EAST RUTHERFORD, N.J. --So much went wrong for the Broncos during Sunday's first half at MetLife Stadium.
Linebackers Danny Trevathan and Von Miller both left because of injuries, although Miller returned later after testing showed he did not suffer a concussion. Quarterback Peyton Manning was under siege, suffering two sacks and several other hurries that left him scrambling out of the pocket -- an unusual sight. A potential fumble recovery on a kickoff vanished because the officials changed the call after first signaling it was Denver's football. The Broncos did not convert any of their first five third-down attempts and racked up 60 yards on five penalties. The offense struggled and amassed just two first downs in a four-series stretch that produced just five net yards and resulted in four punts.
And yet they led the New York Jets 17-7 at halftime, which helped provide enough cushion to withstand a second-half rally before finishing with a 31-17 win.
Even with a ragged performance, the Broncos found enough, and the areas identified as the three keys to the game proved vidal.
- NEUTRALIZE THE PASS RUSH.**
This required some adjustment after Manning was sacked twice in the first half and flushed out of the pocket on other occasions. He dodged pass rushers with quick steps and decisive moves from the pocket, and prevented the Jets from getting a clean, and potentially damaging, shot on him.

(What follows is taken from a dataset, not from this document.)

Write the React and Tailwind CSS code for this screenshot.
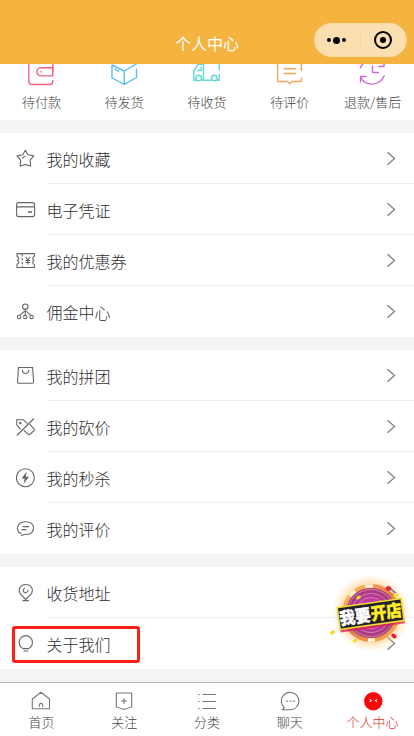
import React from "react";

const FONT = "font-['Noto_Sans_CJK_SC','Noto_Sans',sans-serif]";

const StarIcon = () => (
  <>
    <path d="M9.4 1.200l2.600 4.500 5.800 1.200-3.700 4.300.6 5.900-5.300-1.700-5.300 1.700.6-5.900L1 6.900l5.800-1.200z" strokeLinejoin="round" />
    <path d="M6.500 9.800c.3-1.500 1.400-2.200 3-2.500" />
  </>
);
const CardIcon = () => (
  <>
    <rect x=".6" y="2.600" width="18" height="14" rx="2" />
    <path d="M.6 6.900h18M12 12h4" strokeWidth="1.400" />
  </>
);
const CouponIcon = () => (
  <>
    <path d="M1 2.600h17.400v3c-2.200.7-2.200 2.700-.6 3.900-1.500 1.300-1.500 3.200.6 4v3H1v-3.200c2.600-.8 2.400-3.200.3-3.900C3.300 8.300 3 6.200 1 5.600z" strokeLinejoin="round" />
    <path d="M6.200 3v13" strokeDasharray="2.500 1.500" />
    <path d="M9.600 6l2.200 3.300L14 6M11.800 9.300v4.200M9.600 9.500H14M9.600 11.500H14" />
  </>
);
const NetworkIcon = () => (
  <>
    <circle cx="9.300" cy="4.700" r="2.700" />
    <path d="M9.300 7.400v6M8.600 9.200L3.800 13.300M10 9.200l4.800 4.100" />
    <circle cx="3" cy="15" r="1.700" />
    <circle cx="9.300" cy="15" r="1.700" />
    <circle cx="15.600" cy="15" r="1.700" />
  </>
);
const BagIcon = () => (
  <>
    <path d="M2.400 1.500h14.200l1 14.300q0 1.500-1.300 1.500H3q-1.500 0-1.400-1.500z" />
    <path d="M6.300 4c.2 4.600 6.300 4.600 6.500 0" />
  </>
);
const BargainIcon = () => (
  <>
    <path d="M4.500 12.300L.8 8V2.700h6.500l4.200 4M.8 18.500L18 1.500" />
    <path d="M13.600 7.200l4.600 4.800q.5.700 0 1.300l-4.300 4.200q-.7.600-1.400 0l-4.700-4.300" />
    <circle cx="4.300" cy="6" r=".7" />
  </>
);
const FlashIcon = () => (
  <>
    <circle cx="9.400" cy="9.700" r="9" />
    <path d="M10.500 3.800L5.600 10.400h3.100l-1 5.300 5.300-7H9.800z" fill="currentColor" stroke="none" />
  </>
);
const CommentIcon = () => (
  <>
    <path d="M5.600 14.700C2.800 14 1.500 11.700 1.500 9.200c0-4 3-6.500 8-6.500s8 2.500 8 6.300c0 4.300-3.600 6.300-7.300 6.500H8.200L5 16.800" />
    <path d="M6.500 7.600h6.800M5.500 10.700h5" strokeWidth="1.300" />
  </>
);
const PinIcon = () => (
  <>
    <path d="M9.800 16.500L5 11.700C.8 6.500 4.800 1.500 9.800 1.500s9 5 4.700 10.200z" />
    <path d="M11.800 6.800A2.300 2.300 0 1 1 9 5.200M6.500 17.600h6.300" />
  </>
);
const BulbIcon = () => (
  <path d="M7.200 14.600C4.800 13.500 3.200 10.900 3.200 8.200a6.600 6.600 0 0 1 13.200 0c0 2.700-1.600 5.300-4 6.400zM7.400 17h4.800" />
);

const groups = [
  [
    ["我的收藏", StarIcon],
    ["电子凭证", CardIcon],
    ["我的优惠券", CouponIcon],
    ["佣金中心", NetworkIcon],
  ],
  [
    ["我的拼团", BagIcon],
    ["我的砍价", BargainIcon],
    ["我的秒杀", FlashIcon],
    ["我的评价", CommentIcon],
  ],
  [
    ["收货地址", PinIcon],
    ["关于我们", BulbIcon],
  ],
];

function MenuRow({ label, Icon, last }) {
  return (
    <div className="flex h-[51px] pl-4">
      <svg className="mt-4 h-5 w-5 shrink-0 text-[#666]" viewBox="0 0 20 20" fill="none" stroke="currentColor" strokeWidth="1.1">
        <Icon />
      </svg>
      <div className={"ml-[11px] flex flex-1 items-start justify-between pr-[18px] " + (last ? "" : "border-b border-[#ececec]")}>
        <span className="-ml-[0.5px] pt-[14px] text-[16px] leading-6 font-light text-[#2e2e2e]">{label}</span>
        <svg className="mt-[17px] h-4 w-[10px]" viewBox="0 0 10 16" fill="none" stroke="#858585" strokeWidth="1.400">
          <path d="M1.500 2.200l7 6.300-7 6.300" />
        </svg>
      </div>
    </div>
  );
}

const orders = [
  ["待付款", "#f2607f", (
    <>
      <path d="M24.800 12V3M.8 0v21q0 3.500 3 3.500h18.500q2.500 0 2.500-3.500v-1" />
      <path d="M24.800 7.700H13a4.100 4.100 0 0 0 0 8.200h11.800z" />
      <path d="M12.500 11.800h1.500" />
    </>
  )],
  ["待发货", "#5bbdf0", (
    <>
      <path d="M1 5v13l12.300 6.300L25.500 17.500V8.500M1 5l12.300 6L25.500 4M13.300 11v13.300" />
      <path d="M3.500 9l4.500 2.700" />
    </>
  )],
  ["待收货", "#5fd9d2", (
    <>
      <path d="M2.800 20.300H.8v-9.500L5 4.300h5.500v16H9M10.500 20.300h8M24 20.300h2.200V14M26.200 10V4M8.300 6.800v3.700H4" />
      <circle cx="5.700" cy="18" r="2.800" fill="white" />
      <circle cx="21.300" cy="18" r="2.800" fill="white" />
    </>
  )],
  ["待评价", "#f7a55c", (
    <>
      <path d="M1.700 0v21.500H11.500l2.200 2.300 2.200-2.300h9.400v-4M25.300 11V0" />
      <path d="M7.500 8.700h12.500M7.500 13.500h12.500" />
    </>
  )],
  ["退款/售后", "#cc68d9", (
    <>
      <path d="M1.500 17C6 26.500 20 27 25.500 15.500M1.500 22.500V16.500h6M1 8l3-4.500M19 6.500h6V1" />
      <path d="M13.500 5.500v7h6.500" />
    </>
  )],
];

const tabs = [
  ["首页", (
    <path d="M2.300 9L11 2.200 19.500 9v9.700H2.300zM9.300 17v-2.500q1.700-2.300 3.400 0V17" strokeLinejoin="round" />
  )],
  ["关注", (
    <path d="M3.300 3H18.700v14Q15 18 11 19.500 7 18 3.300 17zM11 8v6M8 11h6" strokeLinejoin="round" />
  )],
  ["分类", (
    <path d="M6.500 4.500H20M6.500 11.500H20M6.500 18.500H20M2 4.500h1.500M2 11.500h1.500M2 18.500h1.500" />
  )],
  ["聊天", (
    <>
      <path d="M5.200 17.500a8.700 8.700 0 1 1 6 2.300H3.200q1.600-1 2-2.300z" strokeLinejoin="round" />
      <path d="M7.300 11.300h1.400M10.800 11.300h1.400M14.300 11.300h1.400" strokeWidth="1.500" />
    </>
  )],
  ["个人中心", (
    <>
      <circle cx="11.300" cy="11.300" r="9.200" fill="#fa0808" stroke="none" />
      <path d="M7.700 9.300l1.500 1.300-1.500 1.300M14.900 9.300l-1.500 1.300 1.500 1.300" stroke="white" />
    </>
  )],
];

function ShopBadge() {
  return (
    <svg className="absolute top-[573px] left-[322px] h-[80px] w-[92px]" viewBox="0 0 92 80">
      <defs>
        <radialGradient id="glow">
          <stop offset=".6" stopColor="#ffb94d" stopOpacity=".75" />
          <stop offset="1" stopColor="#ffd38a" stopOpacity="0" />
        </radialGradient>
        <radialGradient id="disc">
          <stop offset="0" stopColor="#e936c5" />
          <stop offset=".55" stopColor="#b93a9d" />
          <stop offset="1" stopColor="#98406f" />
        </radialGradient>
        <linearGradient id="ring" x1="0" y1="0" x2="1" y2="1">
          <stop offset="0" stopColor="#ffc25c" />
          <stop offset=".5" stopColor="#e57a50" />
          <stop offset="1" stopColor="#ffad4c" />
        </linearGradient>
      </defs>
      <circle cx="49" cy="40" r="39" fill="url(#glow)" />
      <circle cx="49" cy="40" r="27" fill="url(#disc)" stroke="url(#ring)" strokeWidth="4" />
      <g fill="none" stroke="#f390b8" strokeWidth=".7">
        <circle cx="49" cy="40" r="23.500" />
        <circle cx="49" cy="40" r="19.500" />
        <circle cx="49" cy="40" r="15.500" />
      </g>
      <path d="M28 23a27 27 0 0 1 5-5M43 13.500a27 27 0 0 1 8-.5M46 67h7" stroke="#fff4d6" strokeWidth="3.500" fill="none" />
      <g transform="rotate(-8 49 42)">
        <rect x="16.500" y="33" width="65" height="22" fill="#d91c50" opacity=".75" />
        <rect x="16.500" y="30" width="64.500" height="22" fill="#25202c" stroke="#ecdf2c" strokeWidth="1.600" />
        <g className="font-['Noto_Sans_CJK_SC',sans-serif] text-[17px] font-black" strokeWidth=".4">
          <text x="17.500" y="47.800" fill="#fff" stroke="#fff" textLength="31" lengthAdjust="spacingAndGlyphs">我要</text>
          <text x="49" y="47.300" fill="#ffed24" stroke="#ffed24" textLength="31" lengthAdjust="spacingAndGlyphs">开店</text>
        </g>
      </g>
      <g fill="#f7de2d">
        <ellipse cx="36.500" cy="24.500" rx="2.500" ry="1.600" transform="rotate(-25 36.500 24.500)" />
        <ellipse cx="10.500" cy="59.500" rx="2.800" ry="1.800" transform="rotate(-25 10.500 59.500)" />
        <ellipse cx="33" cy="67.500" rx="2.500" ry="1.700" transform="rotate(-20 33 67.500)" />
        <ellipse cx="74" cy="22.500" rx="2.800" ry="1.700" transform="rotate(-20 74 22.500)" />
      </g>
      <path d="M69 16l5 4" stroke="#85798a" strokeWidth="1.400" />
      <ellipse cx="66.500" cy="15.500" rx="2.800" ry="2.200" fill="#e32336" />
      <ellipse cx="72" cy="63" rx="3" ry="2" fill="#e32336" transform="rotate(35 72 63)" />
    </svg>
  );
}

export default function App() {
  return (
    <div className={"relative flex h-[736px] w-[414px] flex-col overflow-hidden bg-[#f4f4f4] " + FONT}>
      <header className="relative flex h-16 shrink-0 items-end justify-center bg-[#f5b33f] pb-[9px]">
        <h1 className="text-[16px] leading-6 font-normal text-white">个人中心</h1>
        <div className="absolute top-[23px] left-[314px] flex h-[34px] w-[93px] items-center rounded-full border border-[#f4d8a4] bg-[#fbdfb0]">
          <div className="flex w-[45px] items-center justify-center gap-[2px] pr-[2px]">
            <i className="h-1 w-1 rounded-full bg-black" />
            <i className="h-[7px] w-[7px] rounded-full bg-black" />
            <i className="h-1 w-1 rounded-full bg-black" />
          </div>
          <i className="h-5 w-px bg-[#f1d5a2]" />
          <div className="flex flex-1 justify-center pr-[2px]">
            <div className="flex h-[18px] w-[18px] items-center justify-center rounded-full border-2 border-black">
              <i className="h-[6px] w-[6px] rounded-full bg-black" />
            </div>
          </div>
        </div>
      </header>

      <section className="grid h-14 shrink-0 grid-cols-5 overflow-hidden bg-white">
        {orders.map(([label, color, art]) => (
          <div key={label} className="flex flex-col items-center">
            <svg className="-mt-1 h-[27px] w-[27px] shrink-0" viewBox="0 0 27 27" fill="none" stroke={color} strokeWidth="1.400" strokeLinejoin="round">
              {art}
            </svg>
            <span className="mt-[5px] text-[13px] leading-5 font-light whitespace-nowrap text-[#444]">{label}</span>
          </div>
        ))}
      </section>

      <main className="mt-[13px] flex flex-1 flex-col gap-[13px]">
        {groups.map((rows) => (
          <section key={rows[0][0]} className="bg-white">
            {rows.map(([label, Icon], i) => (
              <MenuRow key={label} label={label} Icon={Icon} last={i === rows.length - 1} />
            ))}
          </section>
        ))}
      </main>

      <nav className="grid h-[54px] shrink-0 grid-cols-5 border-t border-[#b2b2b2] bg-white">
        {tabs.map(([label, art], i) => (
          <div key={label} className="flex flex-col items-center pt-[7px]">
            <svg className="h-[22px] w-[22px]" viewBox="0 0 22 22" fill="none" stroke="#777" strokeWidth="1.100">
              {art}
            </svg>
            <span className={"text-[13px] leading-5 font-light " + (i === 4 ? "text-[#e02c25]" : "text-[#444]")}>{label}</span>
          </div>
        ))}
      </nav>

      <div className="absolute top-[626px] left-[12px] h-[37px] w-[128px] rounded-[3px] border-3 border-[#ff2015]" />
      <ShopBadge />
    </div>
  );
}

Jets defensive linemen Muhammad Wilkerson and Sheldon Richardson came into the game with a combined 31 quarterback hits and six sacks, but finished with two and one, respectively, all to Wilkerson. An improved run game that saw Ronnie Hillman and Juwan Thompson combine for 4.3 yards per carry helped keep the Jets offense, and allowed the Broncos to eventually find effective balance, although an inability to convert a third-and-1 in the fourth quarter via a Hillman run will be scrutinized.
The Broncos began to emphasize two-tight end sets to compensate. They made heavy use of formations that included backup tackle Paul Cornick as an eligible tight end. The Broncos made regular use of Cornick on two-tight end sets Sunday after utilizing him on just 10 snaps in Weeks 1-4. In the second half, they supplemented this with two-tight end sets incorporating Jacob Tamme and Virgil Green.
Check out the best shots from Sunday's game against the Jets.
- STIFLE THE JETS' RUNNING GAME.**
Aside from an 11-yard Geno Smith scramble in the fourth quarter, the Jets never found any consistency on the ground. The longest gain for any of their running backs was a mere five yards, as Chris Johnson, Chris Ivory and Bilal Powell lurched to just 20 yards on 13 carries. The goal was to eliminate the most effective aspect of the Jets offense, and force them to throw.
"Coming into this week, I was hoping they'd run the ball," said defensive tackle Terrance Knighton. "We wanted to make them one-dimensional."
The dominoes fell from there. In the second half, Johnson, Ivory and Powell carried the ball on five of 34 snaps. The only first down generated by the Jets' running game was on that Smith scramble. The Broncos could play the pass as they prefer: using their cornerbacks in man coverage, allowing their front four to attack and their linebackers to provide supplemental pressure when not dropping into coverage.
"When a team can't run the ball, it allows our back seven to break on certain passes and not have to worry about coming up to stop the run," said Knighton. "I think we did a good job of that as a whole group, because they were throwing screens and such, so as a group, I think we did a good job of getting them out of the run game."
3. AVOID SELF-INFLICTED WOUNDS.
Takeaways were the foundation of the Jets' home upsets of New England and New Orleans last year, and a first-play recovery of a fumbled snap at Green Bay in Week 2 helped the Jets race to a 21-3 lead before they faltered. The Broncos avoided this pitfall, choosing to concede sacks and low-percentage-but-low-turnover-risk passes rather than force connections. The closest they came to a giveaway was when Ronnie Hillman fumbled at the end of a 29-yard third-quarter gain, but Andre Caldwell salvaged the play with an alert recovery.
But the Broncos' performance was pockmarked by errors. Their 11 penalties matched a season-high tally set in Week 2, and the 101 yards in infractions was the most since they absorbed 103 yards in markoffs at Indianapolis on Oct. 20 of last year.
Wwe had a couple series where we didn't execute quite as well and had way too many penalties," said Manning. "I mean,the game's hard enough as it is and I don't know how many penalties we had, it felt like a lot. It's those first-and-20s, second-and-20s, those are tough to overcome so we have to fix that quickly.
"When we did execute, we moved the ball and scored touchdowns. But I thought there were too many series where we had just some mistakes that made it tough to move the ball against a good defense."